Required work: Repeat every line of the data exactly, but not the pictures.

Given data:
══════
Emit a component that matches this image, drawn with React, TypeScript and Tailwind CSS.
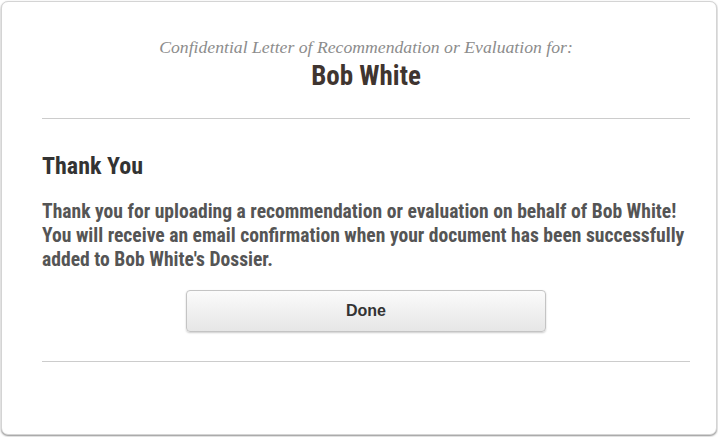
export default function App() {
  return (
    <div className="w-[718px] h-[437px] bg-white p-px">
      <div className="w-[716px] h-[434px] rounded-[7px] border border-[#d4d4d4] bg-white shadow-[0_1px_2px_rgba(0,0,0,0.45)]">
        <div className="ml-10 w-[648px] font-['Roboto',sans-serif] font-stretch-condensed">
          <div className="pt-[34px] text-center">
            <p className="font-['Liberation_Serif',serif] text-[17.7px] italic leading-[22px] text-[#8c8c8c] font-stretch-normal">
              Confidential Letter of Recommendation or Evaluation for:
            </p>
            <h1 className="mt-[2px] text-[27px] font-bold leading-[32px] text-[#3f3530]">
              Bob White
            </h1>
          </div>
          <hr className="mt-[26px] border-t border-[#cccccc]" />
          <h2 className="mt-[33px] text-[24px] font-bold leading-[28px] text-[#333333]">
            Thank You
          </h2>
          <p className="mt-[20px] text-[19.6px] font-bold leading-[24px] text-[#555555]">
            Thank you for uploading a recommendation or evaluation on behalf of Bob White!
            <br />
            You will receive an email confirmation when your document has been successfully
            <br />
            added to Bob White's Dossier.
          </p>
          <div className="mt-[18px] flex justify-center">
            <button className="h-[42px] w-[360px] rounded-[4px] border border-[#c4c4c4] bg-gradient-to-b from-[#fbfbfb] to-[#e6e6e6] font-['Liberation_Sans',Arial,sans-serif] text-[16px] font-bold text-[#333333] shadow-[0_1px_2px_rgba(0,0,0,0.2)] font-stretch-normal">
              Done
            </button>
          </div>
          <hr className="mt-[29px] border-t border-[#cccccc]" />
        </div>
      </div>
    </div>
  )
}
══════
Result below:
Emit a component that matches this image, drawn with React, TypeScript and Tailwind CSS.
export default function App() {
  return (
    <div className="w-[718px] h-[437px] bg-white p-px">
      <div className="w-[716px] h-[434px] rounded-[7px] border border-[#d4d4d4] bg-white shadow-[0_1px_2px_rgba(0,0,0,0.45)]">
        <div className="ml-10 w-[648px] font-['Roboto',sans-serif] font-stretch-condensed">
          <div className="pt-[34px] text-center">
            <p className="font-['Liberation_Serif',serif] text-[17.7px] italic leading-[22px] text-[#8c8c8c] font-stretch-normal">
              Confidential Letter of Recommendation or Evaluation for:
            </p>
            <h1 className="mt-[2px] text-[27px] font-bold leading-[32px] text-[#3f3530]">
              Bob White
            </h1>
          </div>
          <hr className="mt-[26px] border-t border-[#cccccc]" />
          <h2 className="mt-[33px] text-[24px] font-bold leading-[28px] text-[#333333]">
            Thank You
          </h2>
          <p className="mt-[20px] text-[19.6px] font-bold leading-[24px] text-[#555555]">
            Thank you for uploading a recommendation or evaluation on behalf of Bob White!
            <br />
            You will receive an email confirmation when your document has been successfully
            <br />
            added to Bob White's Dossier.
          </p>
          <div className="mt-[18px] flex justify-center">
            <button className="h-[42px] w-[360px] rounded-[4px] border border-[#c4c4c4] bg-gradient-to-b from-[#fbfbfb] to-[#e6e6e6] font-['Liberation_Sans',Arial,sans-serif] text-[16px] font-bold text-[#333333] shadow-[0_1px_2px_rgba(0,0,0,0.2)] font-stretch-normal">
              Done
            </button>
          </div>
          <hr className="mt-[29px] border-t border-[#cccccc]" />
        </div>
      </div>
    </div>
  )
}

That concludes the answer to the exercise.